— begin Given data —
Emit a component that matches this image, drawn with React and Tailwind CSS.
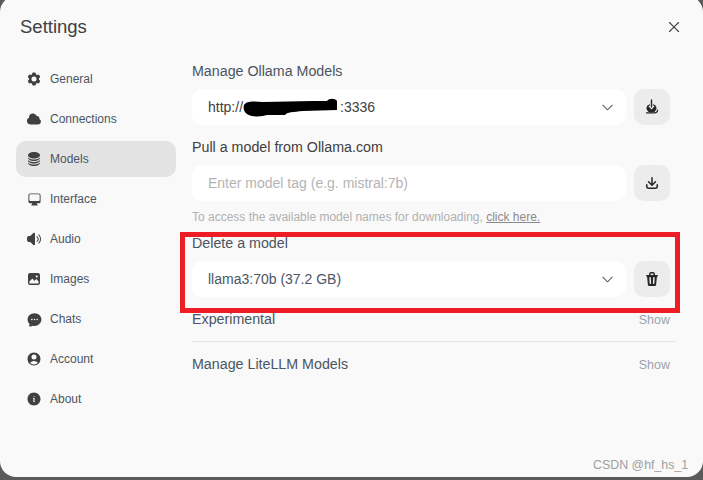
import React from "react";
import {
  HiCog6Tooth, HiCloud, HiCircleStack, HiComputerDesktop, HiSpeakerWave,
  HiChatBubbleOvalLeftEllipsis, HiUserCircle, HiInformationCircle, HiChevronDown, HiXMark,
} from "react-icons/hi2";

function PhotoIcon({ className }) {
  return (
    <svg viewBox="0 0 16 16" fill="currentColor" className={className}>
      <path fillRule="evenodd" clipRule="evenodd" d="M4 2h8a2 2 0 0 1 2 2v8a2 2 0 0 1-2 2H4a2 2 0 0 1-2-2V4a2 2 0 0 1 2-2Zm-.6 8.6v1.1c0 .5.4.9.9.9h7.4c.5 0 .9-.4.9-.9v-1.1l-2.3-2.5-1.9 2-1.9-2.7-3.1 3.2ZM10.8 4.4a1.1 1.1 0 1 0 0 2.2 1.1 1.1 0 0 0 0-2.2Z" />
    </svg>
  );
}

const nav = [
  ["General", HiCog6Tooth, "w-[16px] h-[16px]"],
  ["Connections", HiCloud, "w-[16px] h-[16px]"],
  ["Models", HiCircleStack, "w-[16px] h-[16px]"],
  ["Interface", HiComputerDesktop, "w-[15px] h-[15px]"],
  ["Audio", HiSpeakerWave, "w-[16px] h-[16px]"],
  ["Images", PhotoIcon, "w-[16px] h-[16px]"],
  ["Chats", HiChatBubbleOvalLeftEllipsis, "w-[17px] h-[17px]"],
  ["Account", HiUserCircle, "w-[16px] h-[16px]"],
  ["About", HiInformationCircle, "w-[16px] h-[16px]"],
];

function Tray() {
  return (
    <svg viewBox="0 0 16 16" fill="currentColor" className="w-[16px] h-[16px]">
      <path d="M8.75 2.75a.75.75 0 0 0-1.5 0v5.69L5.03 6.22a.75.75 0 0 0-1.06 1.06l3.5 3.5a.75.75 0 0 0 1.06 0l3.5-3.5a.75.75 0 0 0-1.06-1.06L8.75 8.44V2.75Z" />
      <path d="M3.5 9.75a.75.75 0 0 0-1.5 0v1.5A2.75 2.75 0 0 0 4.75 14h6.5A2.75 2.75 0 0 0 14 11.25v-1.5a.75.75 0 0 0-1.5 0v1.5c0 .69-.56 1.25-1.25 1.25h-6.5c-.69 0-1.25-.56-1.25-1.25v-1.5Z" />
    </svg>
  );
}

function Stack() {
  return (
    <svg viewBox="0 0 16 16" className="w-[16px] h-[16px]">
      <ellipse cx="7.5" cy="9.2" rx="5" ry="4.2" fill="#262626" />
      <path d="M2.5 13.8 H10.5 C12.6 13.8 13.6 12.8 13.6 11" fill="none" stroke="#262626" strokeWidth="1.2" strokeLinecap="round" />
      <path d="M7.5 1 V8.5" stroke="#ececec" strokeWidth="3.2" />
      <path d="M7.5 1 V9" stroke="#262626" strokeWidth="1.4" strokeLinecap="round" />
      <path d="M4.9 6.8 L7.5 9.6 L10.1 6.8" fill="none" stroke="#ececec" strokeWidth="1.2" />
    </svg>
  );
}

function Trash() {
  return (
    <svg viewBox="0 0 16 16" fill="currentColor" className="w-[16px] h-[16px]">
      <path fillRule="evenodd" clipRule="evenodd" d="M5 3.25V4H2.75a.75.75 0 0 0 0 1.5h.3l.815 8.15A1.5 1.5 0 0 0 5.357 15h5.285a1.5 1.5 0 0 0 1.493-1.35l.815-8.15h.3a.75.75 0 0 0 0-1.5H11v-.75A2.25 2.25 0 0 0 8.75 1h-1.5A2.25 2.25 0 0 0 5 3.25Zm2.25-.75a.75.75 0 0 0-.75.75V4h3v-.75a.75.75 0 0 0-.75-.75h-1.5ZM6.05 6a.75.75 0 0 1 .787.713l.275 5.5a.75.75 0 0 1-1.498.075l-.275-5.5A.75.75 0 0 1 6.05 6Zm3.9 0a.75.75 0 0 1 .712.787l-.275 5.5a.75.75 0 0 1-1.498-.075l.275-5.5a.75.75 0 0 1 .786-.711Z" />
    </svg>
  );
}

function Row({ children, icon, chevron }) {
  return (
    <div className="flex gap-2 pr-[6px]">
      <div className="relative flex-1 h-9 bg-white rounded-[10px] flex items-center justify-between pl-4 pr-[11px] text-[14px]">
        {children}
        {chevron && <HiChevronDown className="w-[15px] h-[15px] text-[#4b5563]" />}
      </div>
      <div className="w-9 h-9 rounded-[10px] bg-[#ececec] flex items-center justify-center text-[#262626]">{icon}</div>
    </div>
  );
}

export default function App() {
  return (
    <div className="relative w-[703px] h-[480px] overflow-hidden bg-[#5a5a5a] font-['Liberation_Sans',Arial,sans-serif]">
      <div className="w-[703px] h-[481px] -mt-1 bg-[#f9f9f9] rounded-2xl">
        <div className="flex items-center justify-between pl-5 pr-5 pt-[17px] pb-5">
          <h1 className="text-[18.5px] leading-7 font-normal text-[#404040]">Settings</h1>
          <HiXMark className="w-[18px] h-[18px] text-[#404040]" />
        </div>
        <div className="flex">
          <div className="w-[160px] ml-4 flex flex-col gap-1">
            {nav.map(([label, Icon, size]) => (
              <div key={label} className={`h-9 rounded-[10px] flex items-center pl-[10px] gap-[8px] text-[12px] text-[#4b5563] ${label === "Models" ? "bg-[#e3e3e3]" : ""}`}>
                <span className="w-[16px] flex justify-center"><Icon className={`${size} shrink-0 text-[#404040]`} /></span>
                <span>{label}</span>
              </div>
            ))}
          </div>
          <div className="w-[484px] ml-4 text-[#4b5563]">
            <div className="text-[14.25px] leading-5 mb-2">Manage Ollama Models</div>
            <Row icon={<Stack />} chevron>
              <span className="text-[#404040]">http://</span>
              <span className="flex-1" />
              <svg viewBox="0 0 98 22" className="absolute left-[51px] top-[6px] w-[98px] h-[22px]">
                <path d="M1 10 C3 6 10 6 20 7 L70 6 L84 6 C86 3 92 3 94 6 L94 15 L60 16 C50 17 44 17 42 20 L24 20 C18 22 8 22 4 19 C1 17 0 13 1 10 Z" fill="#000" />
              </svg>
              <span className="absolute left-[148px] text-[#404040]">:3336</span>
            </Row>
            <div className="text-[14.25px] leading-5 mt-3 mb-2 text-[#404040]">Pull a model from Ollama.com</div>
            <Row icon={<Tray />}>
              <span className="text-[#b4b4b4]">Enter model tag (e.g. mistral:7b)</span>
            </Row>
            <div className="mt-2 text-[12px] leading-4 text-[#b0b0b0]">
              To access the available model names for downloading, <span className="underline text-[#8a8a8a]">click here.</span>
            </div>
            <div className="text-[14.25px] leading-5 mt-2 mb-2">Delete a model</div>
            <Row icon={<Trash />} chevron>
              <span>llama3:70b (37.2 GB)</span>
            </Row>
            <div className="flex items-center justify-between pr-[6px] mt-[13px] h-5">
              <span className="text-[14.25px]">Experimental</span>
              <span className="text-[12.5px] text-[#9ca3af]">Show</span>
            </div>
            <div className="mt-[11px] border-t border-[#e5e5e5]" />
            <div className="flex items-center justify-between pr-[6px] mt-[13px] h-5">
              <span className="text-[14.25px]">Manage LiteLLM Models</span>
              <span className="text-[12.5px] text-[#9ca3af]">Show</span>
            </div>
          </div>
        </div>
      </div>
      <div className="absolute left-[180px] top-[232px] w-[500px] h-[81px] border-[5px] border-[#ee1c25]" />
      <div className="absolute left-[593px] top-[457px] text-[12.4px] leading-4 text-[#a0a0a0]">CSDN @hf_hs_1</div>
    </div>
  );
}
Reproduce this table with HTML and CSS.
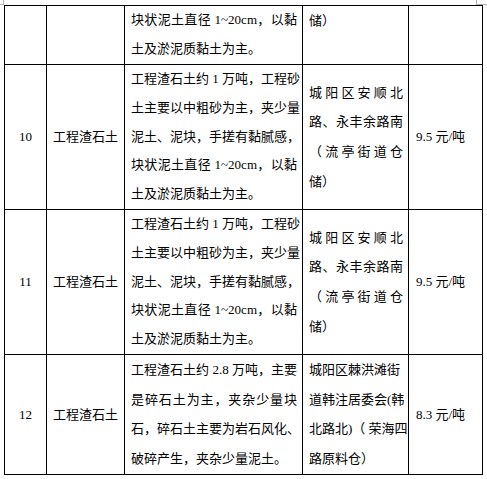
— end Given data —
Problem details: Go through the material line by line. Show each line that contains the string "this".

Answer for the task:
Emit a component that matches this image, drawn with React and Tailwind CSS.
Reproduce this table with HTML and CSS.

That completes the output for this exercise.